Muaivuso too is also probably the last of the itaukei villages in Fiji that still uses environmentally friendly means to catch fish, that is the traditional Fijian fish trap or Ba ni lava or Ba Kalou as known in Muaivuso. There I reunited with Samuela Toge. Samu and I used to meet him a lot in front of the big tanoa at the Parliamentary complex many years ago where he was working as a supervisor and I, used to cover Parliamentary sessions. Now retired, Samu is at his Muaivuso Village and practising this age old tradition of building the Ba Kalou to feed his family, apart from his pensions. Some weeks ago, he invited me to view his traditional fish trap.With pride, he explained to me how it is built as we waded in the outgoing tide at Namuka Bay. The rain has finally relented, giving us perfect view of Joske's Thumb and the surrounding mountains as it's shrouded in mist. Fish trap aside, the weather is fickle here, where it can be sunny one moment and rain the next.
"I first started learning how to do this many years ago while I was still a young boy. My dad builds the fish trap, the trap I would eventually be told to look after during its lifetime. But slowly I learnt the art of building one and then the science of how it works and why the trap will always catch fish," Samu says.
In the Navakavu tradition, before a traditional fish trap is built, one has to present a yaqona to the village chief and this is known as the 'vakadodo ni wa' or preparing the strings. When the trap is completed, the owner has to prepare a feast for the builders. This tradition is not usually followed nowadays, as there are not many people living in Muaivuso and Samu too, has more time on his hands to build one by himself. But it was based on the itaukei's concept of 'veisolevuti' where one man's plantation, house or boat is built or planted by the whole village.
As a people of the sea, the Muaivuso people respect the bounty harvested from it. One of their ongoing tradition is fish caught from the fish traps should never be fried in any form whatsoever, until four nights have passed.
And that the first harvest from any new fish trap is to be distributed to the whole village.
"That is why we call it the Ba Kalou because to us, making the fish trap has a deeper meaning and signifies our respect for the sea. And nowadays, anyone who doesn't own a fish trap is a lazy person," Samu says.

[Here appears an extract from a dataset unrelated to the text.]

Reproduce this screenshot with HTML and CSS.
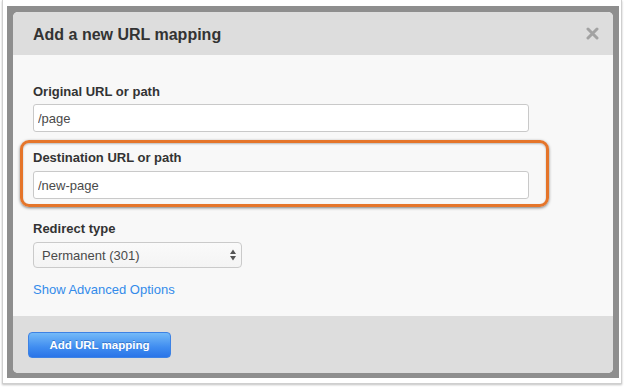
FILE: index.html
```html
<!DOCTYPE html>
<html>
<head>
<meta charset="utf-8">
<link rel="stylesheet" href="styles.css">
</head>
<body>
<div class="frame">
  <div class="backdrop">
    <div class="modal">
      <div class="modal-header">
        <h3 class="modal-title">Add a new URL mapping</h3>
        <svg class="close" width="13" height="13" viewBox="0 0 13 13"><path d="M2 2 L11 11 M11 2 L2 11" stroke="#a2a2a2" stroke-width="3" stroke-linecap="round"/></svg>
      </div>
      <div class="modal-body">
        <div class="field">
          <label class="field-label">Original URL or path</label>
          <input class="text-input" type="text" value="/page">
        </div>
        <div class="field field-dest">
          <label class="field-label">Destination URL or path</label>
          <input class="text-input" type="text" value="/new-page">
        </div>
        <div class="field field-type">
          <label class="field-label">Redirect type</label>
          <div class="select">
            <span class="select-value">Permanent (301)</span>
            <svg class="select-arrows" width="6" height="12" viewBox="0 0 6 12"><path d="M0 5 L3 0.5 L6 5 Z M0 7 L6 7 L3 11.5 Z" fill="#555"/></svg>
          </div>
        </div>
        <a class="advanced-link">Show Advanced Options</a>
      </div>
      <div class="modal-footer">
        <button class="btn-primary">Add URL mapping</button>
      </div>
    </div>
  </div>
  <div class="annotation"></div>
</div>
</body>
</html>
```
FILE: styles.css
```css
html, body {
  margin: 0;
  padding: 0;
  background: #ffffff;
}
body {
  width: 624px;
  height: 387px;
  overflow: hidden;
  font-family: "Liberation Sans", Arial, sans-serif;
}
.frame {
  position: relative;
  margin: 0 2px;
  width: 620px;
  box-sizing: border-box;
  border: 1px solid #cfcfcf;
  border-top: 0;
  padding: 6px 2px 5px 4px;
  box-shadow: 0 1px 2px rgba(0,0,0,0.25);
  background: #ffffff;
}
.backdrop {
  background: #8e8e8e;
  padding: 6px 6px 5px 6px;
  height: 372px;
  box-sizing: border-box;
}
.modal {
  width: 600px;
  border-radius: 5px;
  overflow: hidden;
  background: #f8f8f8;
}
.modal-header {
  display: flex;
  justify-content: space-between;
  align-items: flex-start;
  background: #dddddd;
  padding: 13px 14px 10px 20px;
}
.modal-title {
  margin: 0;
  font-size: 16px;
  line-height: 20px;
  font-weight: bold;
  color: #333333;
}
.close {
  margin-top: 2px;
  display: block;
}
.modal-body {
  padding: 28px 20px 17px 20px;
}
.field-label {
  display: block;
  font-size: 13px;
  line-height: 18px;
  font-weight: bold;
  color: #333333;
}
.text-input {
  display: block;
  margin: 3px 0 0 0;
  width: 496px;
  height: 28px;
  box-sizing: border-box;
  border: 1px solid #c9c9c9;
  border-radius: 3px;
  background: #ffffff;
  padding: 0 4px;
  font-family: "Liberation Sans", Arial, sans-serif;
  font-size: 13px;
  color: #4a4a4a;
  outline: none;
}
.field-dest {
  margin-top: 17px;
}
.field-dest .text-input {
  margin-top: 4px;
}
.field-type {
  margin-top: 21px;
}
.select {
  margin-top: 4px;
  width: 209px;
  height: 26px;
  box-sizing: border-box;
  border: 1px solid #cacaca;
  border-radius: 4px;
  background: linear-gradient(#fafafa, #f4f4f4);
  display: flex;
  align-items: center;
  justify-content: space-between;
  padding: 0 5px 0 8px;
}
.select-value {
  font-size: 13px;
  color: #4a4a4a;
}
.select-arrows {
  display: block;
}
.advanced-link {
  display: block;
  margin-top: 13px;
  font-size: 13px;
  line-height: 18px;
  color: #338bea;
}
.modal-footer {
  background: #dddddd;
  padding: 16px 15px 15px 15px;
}
.btn-primary {
  display: block;
  width: 143px;
  height: 26px;
  box-sizing: border-box;
  border: 1px solid #3d82e4;
  border-radius: 4px;
  background: linear-gradient(#74baf8, #3f8cf0 60%, #2a74e8);
  color: #ffffff;
  font-family: "Liberation Sans", Arial, sans-serif;
  font-size: 11.5px;
  font-weight: bold;
  text-shadow: 0 -1px 0 rgba(0,40,120,0.35);
  padding: 0;
}
.annotation {
  position: absolute;
  left: 17px;
  top: 140px;
  width: 529px;
  height: 67px;
  box-sizing: border-box;
  border: 3.5px solid #e5752a;
  border-radius: 9px;
  box-shadow: 0 1px 3px rgba(0,0,0,0.5), inset 0 1px 2px rgba(0,0,0,0.25);
}
```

The traditional fish trap of Muaivuso is built from wa midri (a kind of jungle creeper that can last longer in saltwater), gasau or grass reed and dogo or mangrove branches. These traps are often built close to mangrove swamps and located on mid tidal areas. When choosing the location, many things are taken into account. Like the various depths of water around the trap. The trap is always placed facing deeper waters because fish take this route whenever the tide comes in. A branch of the fish trap is built in an arc and comes right close to the mangroves, as according to Samu, it is called the 'tabana' and this is where the fish are first trapped and they follow it right into the main body of the trap, where the fish are trapped inside a cage like structure, until the owner of the trap comes in at low tide to harvest.
"Once fish come to the 'tabana', they have no other choice but to follow it. The 'tabana' too traps nutrients which keep the fish occupied, feeding and swimming right into the main trap.

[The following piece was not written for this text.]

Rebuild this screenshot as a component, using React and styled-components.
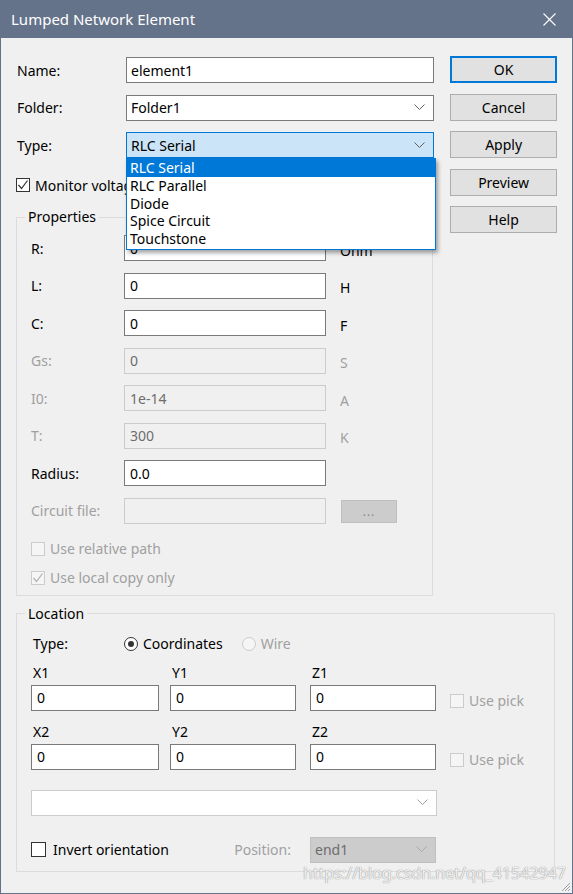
import styled, { createGlobalStyle } from "styled-components";

const GlobalStyle = createGlobalStyle`
  html, body { margin: 0; padding: 0; background: #ffffff; }
  body {
    font-family: "Noto Sans", "Open Sans", sans-serif;
    font-size: 14px;
    color: #000;
  }
  * { box-sizing: border-box; }
`;

const Window = styled.div`
  position: relative;
  width: 573px;
  height: 894px;
  background: #f0f0f0;
  border: 1px solid #65738a;
  border-top: none;
  overflow: hidden;
`;

const TitleBar = styled.div`
  height: 38px;
  margin: 0 -1px;
  background: #65738a;
  color: #fff;
  display: flex;
  align-items: center;
  justify-content: space-between;
  padding: 0 17px 0 11px;
  font-size: 15px;
`;

const Body = styled.div`
  padding: 19px 15px 0 15px;
`;

const Upper = styled.div`
  display: flex;
  align-items: flex-start;
`;

const LeftCol = styled.div`
  width: 419px;
`;

const ButtonCol = styled.div`
  margin-left: 16px;
  margin-top: -1px;
  width: 107px;
  display: flex;
  flex-direction: column;
  gap: 10.5px;
`;

const Button = styled.div`
  height: 27px;
  display: flex;
  align-items: center;
  justify-content: center;
  background: #e1e1e1;
  border: ${({ $default }) => ($default ? "2px solid #0078d7" : "1px solid #adadad")};
  color: #000;
`;

const TopRows = styled.div`
  display: flex;
  flex-direction: column;
  gap: 11.5px;
`;

const FormRow = styled.div`
  display: grid;
  grid-template-columns: 110px 308px;
  align-items: center;
  height: 26px;
  position: relative;
`;

const Label = styled.span`
  padding-left: 1px;
  color: ${({ $disabled }) => ($disabled ? "#a0a0a0" : "#000")};
  white-space: nowrap;
`;

const TextBox = styled.div`
  height: 26px;
  border: 1px solid ${({ $disabled }) => ($disabled ? "#cccccc" : "#7a7a7a")};
  background: ${({ $disabled }) => ($disabled ? "#f0f0f0" : "#fff")};
  color: ${({ $disabled }) => ($disabled ? "#6d6d6d" : "#000")};
  display: flex;
  align-items: center;
  padding-left: ${({ $pl }) => ($pl ?? 5)}px;
  width: ${({ $w }) => ($w ? `${$w}px` : "auto")};
`;

const Select = styled.div`
  position: relative;
  height: 26px;
  border: 1px solid
    ${({ $active, $disabled, $muted }) =>
      $active ? "#0078d7" : $disabled ? "#bfbfbf" : $muted ? "#cccccc" : "#7a7a7a"};
  background: ${({ $active, $disabled }) => ($active ? "#cce4f7" : $disabled ? "#cccccc" : "#fff")};
  color: ${({ $disabled }) => ($disabled ? "#6d6d6d" : "#000")};
  display: flex;
  align-items: center;
  justify-content: space-between;
  padding: 0 8px 0 4px;
  width: ${({ $w }) => ($w ? `${$w}px` : "auto")};
  margin-top: ${({ $mt }) => $mt || 0}px;
  margin-right: ${({ $mr }) => $mr || 0}px;
`;

const DropList = styled.div`
  position: absolute;
  left: -1px;
  top: 25px;
  width: 310px;
  background: #fff;
  border: 1px solid #0078d7;
  box-shadow: 2px 3px 4px rgba(0, 0, 0, 0.35);
  z-index: 5;
  padding-bottom: 1px;
`;

const DropItem = styled.div`
  height: 17.8px;
  line-height: 17.8px;
  padding-left: 3px;
  background: ${({ $selected }) => ($selected ? "#0078d7" : "transparent")};
  color: ${({ $selected }) => ($selected ? "#fff" : "#000")};
`;

const CheckRow = styled.div`
  display: flex;
  align-items: center;
  height: 16px;
  gap: ${({ $gap }) => $gap || 5}px;
  margin-top: ${({ $mt }) => $mt || 0}px;
  color: ${({ $disabled }) => ($disabled ? "#a0a0a0" : "#000")};
  white-space: nowrap;
`;

const Box = styled.span`
  width: ${({ $size }) => $size || 14}px;
  height: ${({ $size }) => $size || 14}px;
  flex: none;
  border: 1px solid ${({ $disabled }) => ($disabled ? "#cccccc" : "#333333")};
  background: ${({ $disabled }) => ($disabled ? "#f5f5f5" : "#fff")};
  display: flex;
  align-items: center;
  justify-content: center;
`;

const Group = styled.fieldset`
  margin: ${({ $mt }) => $mt}px 0 0 0;
  padding: 0;
  border: 1px solid #dcdcdc;
  width: ${({ $w }) => $w}px;
  min-width: 0;
`;

const Legend = styled.legend`
  margin-left: 8px;
  padding: 0 3px;
  line-height: 20px;
  height: 20px;
`;

const PropsBody = styled.div`
  padding: 8px 0 9px 14px;
  display: flex;
  flex-direction: column;
`;

const PropGrid = styled.div`
  display: grid;
  grid-template-columns: 93px 202px auto;
  row-gap: 11.5px;
  align-items: center;
  & > * {
    height: 26px;
  }
`;

const CellLabel = styled.span`
  display: flex;
  align-items: center;
  color: ${({ $disabled }) => ($disabled ? "#a0a0a0" : "#000")};
  white-space: nowrap;
`;

const Unit = styled.span`
  display: flex;
  align-items: center;
  padding: 4px 0 0 14px;
  color: ${({ $disabled }) => ($disabled ? "#a0a0a0" : "#000")};
`;

const BrowseButton = styled.div`
  && {
    height: 23px;
  }
  width: 56px;
  margin: 1px 0 0 15px;
  background: #cccccc;
  border: 1px solid #bfbfbf;
  color: #8a8a8a;
  display: flex;
  align-items: center;
  justify-content: center;
  font-size: 12px;
  letter-spacing: 1px;
`;

const LocBody = styled.div`
  padding: 10px 0 8px 14px;
  display: flex;
  flex-direction: column;
`;

const TypeLine = styled.div`
  display: flex;
  align-items: center;
  height: 20px;
`;

const TypeLabel = styled.span`
  width: 93px;
  padding-left: 2px;
`;

const RadioOpt = styled.span`
  display: flex;
  align-items: center;
  gap: 5px;
  margin-right: 19px;
  color: ${({ $disabled }) => ($disabled ? "#a0a0a0" : "#000")};
`;

const Circle = styled.span`
  width: 14px;
  height: 14px;
  border-radius: 50%;
  border: 1px solid ${({ $disabled }) => ($disabled ? "#cccccc" : "#333")};
  background: ${({ $disabled }) => ($disabled ? "#f5f5f5" : "#fff")};
  display: flex;
  align-items: center;
  justify-content: center;
  &::after {
    content: "";
    width: 6px;
    height: 6px;
    border-radius: 50%;
    background: ${({ $on }) => ($on ? "#333" : "transparent")};
  }
`;

const CoordGrid = styled.div`
  display: grid;
  grid-template-columns: 139px 140px 140px auto;
  margin-top: ${({ $mt }) => $mt}px;
  align-items: end;
`;

const CoordLabel = styled.span`
  height: 18px;
  line-height: 18px;
  padding-left: 2px;
  margin-bottom: 3px;
`;

const PickCell = styled.div`
  padding-bottom: 2px;
`;

const BottomLine = styled.div`
  display: flex;
  align-items: center;
  margin-top: 21px;
  height: 26px;
`;

const PositionLabel = styled.span`
  color: #a0a0a0;
  margin-left: auto;
  margin-right: 19px;
`;

const Watermark = styled.div`
  position: absolute;
  right: 6px;
  bottom: 9px;
  font-size: 16px;
  color: rgba(255, 255, 255, 0.85);
  text-shadow: 0 0 1px #9a9a9a, 0 0 1px #9a9a9a;
`;

const Grip = styled.svg`
  position: absolute;
  right: 1px;
  bottom: 1px;
`;

function Chevron({ color = "#606060" }) {
  return (
    <svg width="11" height="7" viewBox="0 0 11 7">
      <polyline points="0.5,0.5 5.5,5.5 10.5,0.5" fill="none" stroke={color} strokeWidth="1" />
    </svg>
  );
}

function Check({ color = "#333" }) {
  return (
    <svg width="12" height="12" viewBox="0 0 12 12">
      <polyline points="1.5,6 4.5,9.5 10.5,1.5" fill="none" stroke={color} strokeWidth="1.2" />
    </svg>
  );
}

function CheckBox({ checked, disabled, label, mt, size, gap }) {
  return (
    <CheckRow $mt={mt} $disabled={disabled} $gap={gap}>
      <Box $disabled={disabled} $size={size}>
        {checked && <Check color={disabled ? "#b0b0b0" : "#333"} />}
      </Box>
      {label}
    </CheckRow>
  );
}

const props = [
  { l: "R:", v: "0", u: "Ohm" },
  { l: "L:", v: "0", u: "H" },
  { l: "C:", v: "0", u: "F" },
  { l: "Gs:", v: "0", u: "S", d: true },
  { l: "I0:", v: "1e-14", u: "A", d: true },
  { l: "T:", v: "300", u: "K", d: true },
  { l: "Radius:", v: "0.0", u: "" },
];

const types = ["RLC Serial", "RLC Parallel", "Diode", "Spice Circuit", "Touchstone"];

function Row({ p }) {
  return (
    <>
      <CellLabel $disabled={p.d}>{p.l}</CellLabel>
      <TextBox $disabled={p.d}>{p.v}</TextBox>
      <Unit $disabled={p.d}>{p.u}</Unit>
    </>
  );
}

export default function App() {
  return (
    <>
      <GlobalStyle />
      <Window>
        <TitleBar>
          <span>Lumped Network Element</span>
          <svg width="13" height="13" viewBox="0 0 13 13">
            <line x1="0.5" y1="0.5" x2="12.5" y2="12.5" stroke="#fff" strokeWidth="1.1" />
            <line x1="12.5" y1="0.5" x2="0.5" y2="12.5" stroke="#fff" strokeWidth="1.1" />
          </svg>
        </TitleBar>

        <Body>
          <Upper>
            <LeftCol>
              <TopRows>
                <FormRow>
                  <Label>Name:</Label>
                  <TextBox $pl={4}>element1</TextBox>
                </FormRow>
                <FormRow>
                  <Label>Folder:</Label>
                  <Select>
                    Folder1
                    <Chevron />
                  </Select>
                </FormRow>
                <FormRow>
                  <Label>Type:</Label>
                  <Select $active>
                    RLC Serial
                    <Chevron />
                    <DropList>
                      {types.map((t, i) => (
                        <DropItem key={t} $selected={i === 0}>
                          {t}
                        </DropItem>
                      ))}
                    </DropList>
                  </Select>
                </FormRow>
              </TopRows>

              <CheckBox checked label="Monitor voltage and current" mt={19} />

              <Group $mt={14} $w={417}>
                <Legend>Properties</Legend>
                <PropsBody>
                  <PropGrid>
                    {props.map((p) => (
                      <Row key={p.l} p={p} />
                    ))}
                    <CellLabel $disabled>Circuit file:</CellLabel>
                    <TextBox $disabled />
                    <BrowseButton>...</BrowseButton>
                  </PropGrid>
                  <CheckBox disabled label="Use relative path" mt={17} />
                  <CheckBox disabled checked label="Use local copy only" mt={13} />
                </PropsBody>
              </Group>
            </LeftCol>

            <ButtonCol>
              <Button $default>OK</Button>
              <Button>Cancel</Button>
              <Button>Apply</Button>
              <Button>Preview</Button>
              <Button>Help</Button>
            </ButtonCol>
          </Upper>

          <Group $mt={8} $w={539}>
            <Legend>Location</Legend>
            <LocBody>
              <TypeLine>
                <TypeLabel>Type:</TypeLabel>
                <RadioOpt>
                  <Circle $on />
                  Coordinates
                </RadioOpt>
                <RadioOpt $disabled>
                  <Circle $disabled />
                  Wire
                </RadioOpt>
              </TypeLine>

              {[1, 2].map((n) => (
                <CoordGrid key={n} $mt={n === 1 ? 10 : 12}>
                  <CoordLabel>X{n}</CoordLabel>
                  <CoordLabel>Y{n}</CoordLabel>
                  <CoordLabel>Z{n}</CoordLabel>
                  <span />
                  <TextBox $w={128}>0</TextBox>
                  <TextBox $w={126}>0</TextBox>
                  <TextBox $w={126}>0</TextBox>
                  <PickCell>
                    <CheckBox disabled label="Use pick" />
                  </PickCell>
                </CoordGrid>
              ))}

              <Select $muted $w={406} $mt={20}>
                <span />
                <Chevron color="#a0a0a0" />
              </Select>

              <BottomLine>
                <CheckBox label="Invert orientation" size={15} gap={7} />
                <PositionLabel>Position:</PositionLabel>
                <Select $disabled $w={126} $mr={118}>
                  end1
                  <Chevron color="#a8a8a8" />
                </Select>
              </BottomLine>
            </LocBody>
          </Group>
        </Body>

        <Watermark>https://blog.csdn.net/qq_41542947</Watermark>
        <Grip width="12" height="12" viewBox="0 0 12 12">
          <line x1="11" y1="3" x2="3" y2="11" stroke="#9aa0a8" />
          <line x1="11" y1="6" x2="6" y2="11" stroke="#9aa0a8" />
          <line x1="11" y1="9" x2="9" y2="11" stroke="#9aa0a8" />
        </Grip>
      </Window>
    </>
  );
}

"Sometimes when the trap sits for weeks without ever trapping a fish, my father used to ask me to take some 'sinu ni baravi' to beat the reeds of the trap. According to our elders, this cleanses the trap of any smell or odour that is keeping the fish away. For example, if a shark was trapped, the fish will stay away from the trap because of the lingering shark smell or if someone uses black magic to keep the fish away from your trap, the 'sinu ni baravi' will cleanse it," Samu says.
Muaivuso village is one of the Fiji villages in Fiji that will be working closely with the Honour Fiji Journey, an organisation which aims to preserve Fijian cultural practises that is environmentally friendly.

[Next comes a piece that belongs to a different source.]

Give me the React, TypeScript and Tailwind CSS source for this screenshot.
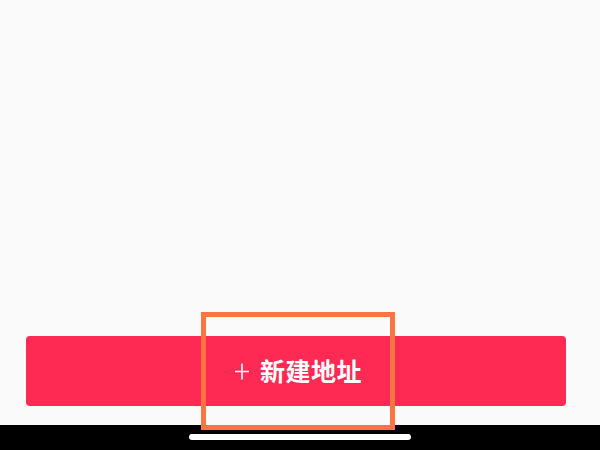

Honour Fiji Journey ambassador Alisi Rabukawaqa says the Muaivuso fish trap knowledge is one good example of their work is the preservation of traditional itaukei knowledge like the fish traps of Muaivuso.
The Honour Fiji Journey is going to soon undertake a journey right around Fiji, to promote and raise awareness of the need to preserve old and traditional environmentally friendly Fijian knowledge, which they will incorporate into modern and scientifically based projects and undertakings, that will eventually benefit communities.
But the Honour Fiji Journey is working against time and the tide to preserve environmentally friendly traditional itaukei knowledge before it all disappears, as the keepers of the knowledge, the older generation are slowly disappearing.
This is where, perhaps, Samu is lucky to have been by taught by his father and kept the knowledge of building a traditional fish trap alive.